Elealeh (pronounced EL e A lah) is one of those little known cities from Bible times. It is now identified as Tell (or Tall) Al-Elealeh. The mound is located about two miles northeast of Heshbon.
When we first encounter the city of Elealeh it belongs to the Moabites. After the Israelites occupied the area the city was given to the tribe of Reuben as part of their territory (Numbers 32:3, 37).
The Seventh-day Adventist Bible Dictionary gives this brief information about the city.

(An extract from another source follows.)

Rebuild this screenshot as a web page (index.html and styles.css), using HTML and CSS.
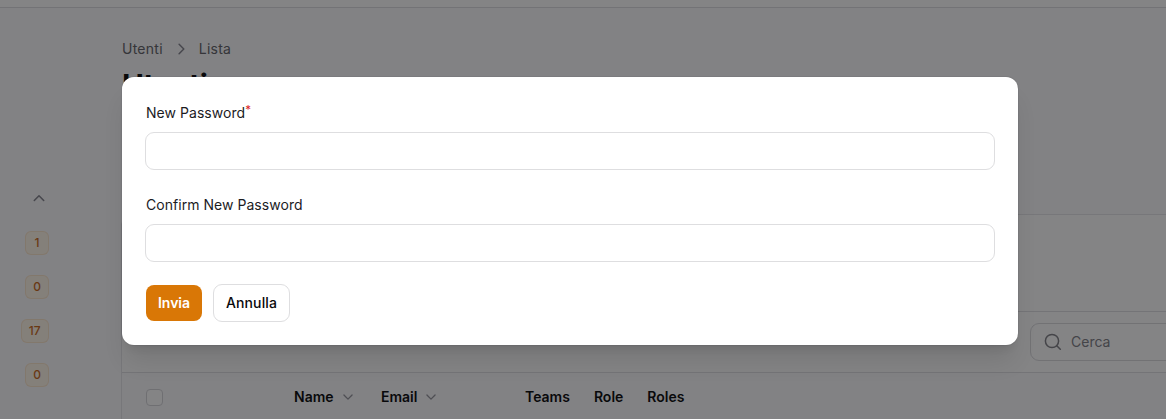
FILE: index.html
```html
<!DOCTYPE html>
<html lang="it">
<head>
<meta charset="utf-8">
<title>Utenti</title>
<link rel="stylesheet" href="styles.css">
</head>
<body>
<div class="page">
  <header class="topbar"></header>
  <div class="layout">
    <nav class="sidebar">
      <svg class="group-toggle" viewBox="0 0 20 20"><path d="M5.3 12.5 10 7.8l4.7 4.7"/></svg>
      <span class="badge">1</span>
      <span class="badge">0</span>
      <span class="badge">17</span>
      <span class="badge">0</span>
    </nav>
    <main class="main">
      <div class="breadcrumbs">
        <span>Utenti</span>
        <svg class="crumb-sep" viewBox="0 0 20 20"><path d="M8.1 5.3 12.8 10l-4.7 4.7"/></svg>
        <span>Lista</span>
      </div>
      <h1 class="heading">Utenti</h1>
      <section class="table-card">
        <div class="card-header"></div>
        <div class="toolbar">
          <div class="search">
            <svg class="search-icon" viewBox="0 0 20 20"><circle cx="9" cy="9" r="6.6"/><path d="m13.8 13.8 3.5 3.5"/></svg>
            <span>Cerca</span>
          </div>
        </div>
        <div class="table-head">
          <span class="checkbox"></span>
          <span class="th name">Name <svg class="sort" viewBox="0 0 20 20"><path d="m4.2 7.2 5.8 5.8 5.8-5.8"/></svg></span>
          <span class="th email">Email <svg class="sort" viewBox="0 0 20 20"><path d="m4.2 7.2 5.8 5.8 5.8-5.8"/></svg></span>
          <span class="th">Teams</span>
          <span class="th">Role</span>
          <span class="th">Roles</span>
        </div>
      </section>
    </main>
  </div>
</div>
<div class="overlay">
  <form class="modal">
    <label class="label" for="pw">New Password<sup class="required">*</sup></label>
    <input class="input" id="pw" type="password">
    <label class="label" for="pw2">Confirm New Password</label>
    <input class="input" id="pw2" type="password">
    <div class="actions">
      <button class="btn primary" type="button">Invia</button>
      <button class="btn secondary" type="button">Annulla</button>
    </div>
  </form>
</div>
</body>
</html>
```

FILE: styles.css
```css
* { box-sizing: border-box; }
body {
  margin: 0;
  height: 419px;
  overflow: hidden;
  font: 400 14px/20px Inter, sans-serif;
  color: #09090b;
  background: #fbfbfd;
}
svg { fill: none; stroke: currentColor; stroke-linecap: round; stroke-linejoin: round; flex: none; }
.page { height: 419px; overflow: hidden; }
.topbar { height: 8px; background: #fefeff; border-bottom: 1px solid #dcdce0; }
.layout { display: flex; }
.sidebar {
  width: 122px;
  padding: 180px 73px 0 0;
  display: flex;
  flex-direction: column;
  align-items: flex-end;
  gap: 20px;
}
.group-toggle { width: 20px; height: 20px; stroke-width: 1.6; color: #85858e; margin-bottom: 3px; }
.badge {
  min-width: 24px;
  height: 24px;
  padding: 0 8px;
  border-radius: 6px;
  background: #fff6e8;
  box-shadow: inset 0 0 0 1px rgba(217, 119, 6, .12);
  color: #c9681c;
  font: 500 12px/24px Inter, sans-serif;
  text-align: center;
}
.badge:nth-of-type(3) { padding-right: 8.5px; }
.main { flex: 1; min-width: 0; padding-top: 31px; }
.breadcrumbs { display: flex; align-items: center; gap: 8px; font-weight: 400; letter-spacing: .25px; color: #626268; }
.crumb-sep { width: 20px; height: 20px; stroke-width: 1.5; color: #85858e; }
.heading { margin: 8px 0 111px; font-size: 30px; line-height: 36px; font-weight: 700; letter-spacing: -.5px; }
.table-card {
  margin-left: -1px;
  height: 400px;
  border: 1px solid #e4e4e8;
  border-right: 0;
  border-radius: 12px 0 0;
  background: #fefeff;
}
.card-header { height: 97px; border-bottom: 1px solid #dedee2; }
.toolbar { height: 61px; padding: 11px 0 0 908px; border-bottom: 1px solid #dedee2; }
.search {
  width: 240px;
  height: 38px;
  padding-left: 12px;
  border: 1px solid #dadadd;
  border-radius: 9px;
  display: flex;
  align-items: center;
  gap: 8px;
  color: #808086;
}
.search-icon { width: 20px; height: 20px; stroke-width: 1.5; }
.table-head { display: flex; align-items: center; height: 48px; padding-left: 24px; background: #fbfbfd; font-weight: 570; }
.checkbox { width: 17px; height: 17px; border: 1px solid #d4d4d8; border-radius: 4px; background: #fefeff; margin: 0 131px 0 0; }
.th { display: flex; align-items: center; gap: 4px; margin-right: 24px; }
.name { width: 63px; }
.email { width: 60px; margin-right: 84px; }
.sort { width: 20px; height: 20px; padding: 3px; stroke-width: 1.9; color: #94949c; }
.overlay { position: absolute; inset: 0; display: flex; align-items: flex-start; padding: 77px 0 0 122px; background: rgba(9, 9, 11, .5); }
.modal {
  width: 896px;
  height: 268px;
  padding: 26px 23px 0;
  border-radius: 12px;
  background: #fff;
  box-shadow: 0 20px 25px -5px rgba(0,0,0,.1), 0 8px 10px -6px rgba(0,0,0,.1), 0 0 0 1px rgba(9,9,11,.05);
}
.label { display: block; height: 20px; margin: 0 1px 9px; font-weight: 400; letter-spacing: .04px; color: #1c1c1f; }
.required { color: #dc2626; font-size: 11.5px; line-height: 0; vertical-align: 4px; }
.input { display: block; width: 850px; height: 38px; margin: 0 0 25px; border: 1px solid #dedee0; border-radius: 9px; background: #fff; }
.actions { display: flex; align-items: center; gap: 11px; margin: -3px 0 0 1px; }
.btn { border: 0; border-radius: 8px; height: 36px; padding: 0; width: 56px; font: 600 14px/20px Inter, sans-serif; color: #09090b; background: #fff; }
.btn.primary { background: #d97706; color: #fff; }
.btn.secondary { width: 77px; height: 38px; border: 1px solid #dedee0; border-radius: 9px; font-weight: 500; letter-spacing: .1px; }
```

A town which the Israelites took from the Amorite king of Heshbon, and which the Reubenites rebuilt (Num 32:3, 37). Later, when the Moabites extended their territory to the north, they reoccupied it (Is 15:4; 16:9; Jer 48:34). It is now el–‘Al, a ruin on top of a hill, 3,082 ft. (940 m.) above sea level, about 2 mi. (c. 3 km.) northeast of Heshbon (Palestine Under Joshua and the Judges). Archeological soundings were conducted at el–‘Al by W. L. Reed in 1962. The excavated evidence indicated that the ancient city had existed from the 3d millennium B.C. down to the Middle Ages with a possible gap in occupation from 1600–1200 B.C. since no Late Bronze Age remains were found. (Horn, Siegfried H. The Seventh-day Adventist Bible Dictionary 1979 : 318.)